» **Exercise**: Repeat, exactly and only, the lines from the beginning of the data through the line with "const EXTRA_COLS = 8;". Pictures are left out.

— Begin —

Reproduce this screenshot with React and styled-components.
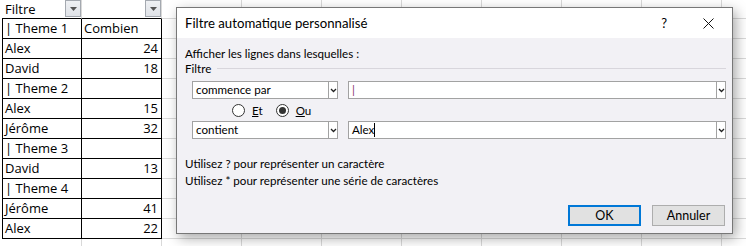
import React from 'react';
import styled, { createGlobalStyle } from 'styled-components';

const GlobalStyle = createGlobalStyle`
  html, body {
    margin: 0;
    padding: 0;
    background: #ffffff;
    overflow: hidden;
  }
  * {
    box-sizing: border-box;
  }
`;

const rows = [
  ['| Theme 1', 'Combien'],
  ['Alex', 24],
  ['David', 18],
  ['| Theme 2', ''],
  ['Alex', 15],
  ['Jérôme', 32],
  ['| Theme 3', ''],
  ['David', 13],
  ['| Theme 4', ''],
  ['Jérôme', 41],
  ['Alex', 22],
];

const EXTRA_COLS = 8;

const Chevron = () => (
  <svg width="7" height="5" viewBox="0 0 7 5">
    <polyline points="1,1 3.5,3.5 6,1" fill="none" stroke="#222" strokeWidth="1.3" />
  </svg>
);

const CloseIcon = () => (
  <svg width="11" height="11" viewBox="0 0 11 11">
    <line x1="0.5" y1="0.5" x2="10.5" y2="10.5" stroke="#111" strokeWidth="1" />
    <line x1="10.5" y1="0.5" x2="0.5" y2="10.5" stroke="#111" strokeWidth="1" />
  </svg>
);

const FilterButton = () => (
  <FilterBtn>
    <svg width="7" height="4" viewBox="0 0 7 4">
      <polygon points="0,0 7,0 3.5,4" fill="#555" />
    </svg>
  </FilterBtn>
);

const App = () => {
  const filler = (key) =>
    Array.from({ length: EXTRA_COLS }, (_, i) => <Cell key={`${key}-${i}`} />);

  return (
    <Page>
      <GlobalStyle />
      <Sheet>
        <HeaderCell>
          <span>Filtre</span>
          <FilterButton />
        </HeaderCell>
        <HeaderCell $end>
          <FilterButton />
        </HeaderCell>
        {filler('h')}
        {rows.map(([name, value], r) => (
          <React.Fragment key={r}>
            <TableCell $first>{name}</TableCell>
            <TableCell $right={typeof value === 'number'}>{value}</TableCell>
            {filler(r)}
          </React.Fragment>
        ))}
        <Cell />
        <Cell />
        {filler('last')}
      </Sheet>

      <Dialog>
        <TitleBar>
          <Title>Filtre automatique personnalisé</Title>
          <TitleTools>
            <HelpMark>?</HelpMark>
            <CloseIcon />
          </TitleTools>
        </TitleBar>
        <Body>
          <Line>Afficher les lignes dans lesquelles :</Line>
          <GroupHeader>
            <span>Filtre</span>
            <GroupRule />
          </GroupHeader>
          <ComboRow>
            <Combo $width={146}>
              <ComboText>commence par</ComboText>
              <ComboArrow><Chevron /></ComboArrow>
            </Combo>
            <Combo $grow>
              <ComboText $tint>|</ComboText>
              <ComboArrow><Chevron /></ComboArrow>
            </Combo>
          </ComboRow>
          <RadioRow>
            <RadioItem>
              <Radio />
              <span><u>E</u>t</span>
            </RadioItem>
            <RadioItem>
              <Radio $checked />
              <span><u>O</u>u</span>
            </RadioItem>
          </RadioRow>
          <ComboRow $tight>
            <Combo $width={146}>
              <ComboText>contient</ComboText>
              <ComboArrow><Chevron /></ComboArrow>
            </Combo>
            <Combo $grow>
              <ComboText>Alex<Caret /></ComboText>
              <ComboArrow><Chevron /></ComboArrow>
            </Combo>
          </ComboRow>
          <Hints>
            <Hint>Utilisez ? pour représenter un caractère</Hint>
            <Hint>Utilisez * pour représenter une série de caractères</Hint>
          </Hints>
          <Actions>
            <Button $primary>OK</Button>
            <Button>Annuler</Button>
          </Actions>
        </Body>
      </Dialog>
    </Page>
  );
};

const Page = styled.div`
  position: relative;
  width: 746px;
  height: 246px;
  overflow: hidden;
  background: #ffffff;
`;

const Sheet = styled.div`
  display: grid;
  grid-template-columns: repeat(${2 + EXTRA_COLS}, 80px);
  grid-template-rows: 19px repeat(${rows.length + 1}, 20px);
  padding-left: 2px;
  width: 820px;
  font-family: 'Open Sans', 'Noto Sans', sans-serif;
  font-size: 13px;
  color: #000;
`;

const Cell = styled.div`
  border-right: 1px solid #d9d9d9;
  border-bottom: 1px solid #d9d9d9;
`;

const HeaderCell = styled.div`
  display: flex;
  align-items: flex-start;
  justify-content: ${(p) => (p.$end ? 'flex-end' : 'space-between')};
  padding-left: 3px;
  border-right: 1px solid #d9d9d9;
  border-bottom: 1px solid #000;
  line-height: 18px;
`;

const FilterBtn = styled.div`
  width: 16px;
  height: 17px;
  display: flex;
  align-items: center;
  justify-content: center;
  background: linear-gradient(#eef0f3, #dfe2e7);
  border: 1px solid #a4a9b0;
`;

const TableCell = styled.div`
  display: flex;
  align-items: flex-end;
  justify-content: ${(p) => (p.$right ? 'flex-end' : 'flex-start')};
  padding: 0 3px 1px 2px;
  border-right: 1px solid #000;
  border-bottom: 1px solid #000;
  border-left: ${(p) => (p.$first ? '1px solid #000' : 'none')};
  line-height: 18px;
  white-space: nowrap;
`;

const Dialog = styled.div`
  position: absolute;
  left: 176px;
  top: 7px;
  width: 557px;
  height: 227px;
  display: flex;
  flex-direction: column;
  background: #f2f1f5;
  border: 1px solid #777;
  box-shadow: 3px 4px 12px rgba(0, 0, 0, 0.35);
  font-family: Lato, 'Noto Sans', sans-serif;
  font-size: 11.6px;
  color: #000;
`;

const TitleBar = styled.div`
  height: 30px;
  flex-shrink: 0;
  display: flex;
  align-items: center;
  justify-content: space-between;
  padding: 0 18px 0 8px;
  background: #ffffff;
`;

const Title = styled.span`
  font-size: 13.2px;
`;

const TitleTools = styled.div`
  display: flex;
  align-items: center;
  gap: 36px;
`;

const HelpMark = styled.span`
  font-size: 13px;
`;

const Body = styled.div`
  flex: 1;
  display: flex;
  flex-direction: column;
  padding: 8px 6px 0 8px;
`;

const Line = styled.div`
  line-height: 15px;
`;

const GroupHeader = styled.div`
  display: flex;
  align-items: center;
  line-height: 15px;
`;

const GroupRule = styled.div`
  flex: 1;
  height: 1px;
  margin-left: 6px;
  background: #d8d6dc;
`;

const ComboRow = styled.div`
  display: flex;
  gap: 10px;
  margin-top: ${(p) => (p.$tight ? '0' : '5px')};
  padding-left: 7px;
`;

const Combo = styled.div`
  display: flex;
  height: 18px;
  width: ${(p) => (p.$width ? `${p.$width}px` : 'auto')};
  flex: ${(p) => (p.$grow ? '1' : 'none')};
  background: #ffffff;
  border: 1px solid #a2a2a2;
`;

const ComboText = styled.div`
  flex: 1;
  display: flex;
  align-items: center;
  padding-left: 3px;
  line-height: 16px;
  color: ${(p) => (p.$tint ? '#8a3170' : '#000')};
`;

const Caret = styled.span`
  display: inline-block;
  width: 1px;
  height: 14px;
  background: #000;
`;

const ComboArrow = styled.div`
  width: 9px;
  display: flex;
  align-items: center;
  justify-content: center;
  border-left: 1px solid #a2a2a2;
`;

const RadioRow = styled.div`
  display: flex;
  align-items: center;
  gap: 13px;
  height: 22px;
  padding-left: 47px;
`;

const RadioItem = styled.label`
  display: flex;
  align-items: center;
  gap: 7px;
`;

const Radio = styled.span`
  position: relative;
  width: 13px;
  height: 13px;
  border-radius: 50%;
  border: 1px solid #333;
  background: #fff;
  &::after {
    content: '';
    position: absolute;
    inset: 2px;
    border-radius: 50%;
    background: #333;
    display: ${(p) => (p.$checked ? 'block' : 'none')};
  }
`;

const Hints = styled.div`
  margin-top: 16px;
`;

const Hint = styled.div`
  line-height: 17px;
`;

const Actions = styled.div`
  display: flex;
  justify-content: flex-end;
  gap: 11px;
  margin-top: 16px;
  padding-right: 1px;
`;

const Button = styled.button`
  width: 73px;
  height: 21px;
  padding: 0;
  font: inherit;
  font-size: 12.5px;
  color: #000;
  background: #e1e1e1;
  border: ${(p) => (p.$primary ? '2px solid #0078d7' : '1px solid #adadad')};
`;

export default App;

— End —

» **Result below**:
Reproduce this screenshot with React and styled-components.
import React from 'react';
import styled, { createGlobalStyle } from 'styled-components';

const GlobalStyle = createGlobalStyle`
  html, body {
    margin: 0;
    padding: 0;
    background: #ffffff;
    overflow: hidden;
  }
  * {
    box-sizing: border-box;
  }
`;

const rows = [
  ['| Theme 1', 'Combien'],
  ['Alex', 24],
  ['David', 18],
  ['| Theme 2', ''],
  ['Alex', 15],
  ['Jérôme', 32],
  ['| Theme 3', ''],
  ['David', 13],
  ['| Theme 4', ''],
  ['Jérôme', 41],
  ['Alex', 22],
];

const EXTRA_COLS = 8;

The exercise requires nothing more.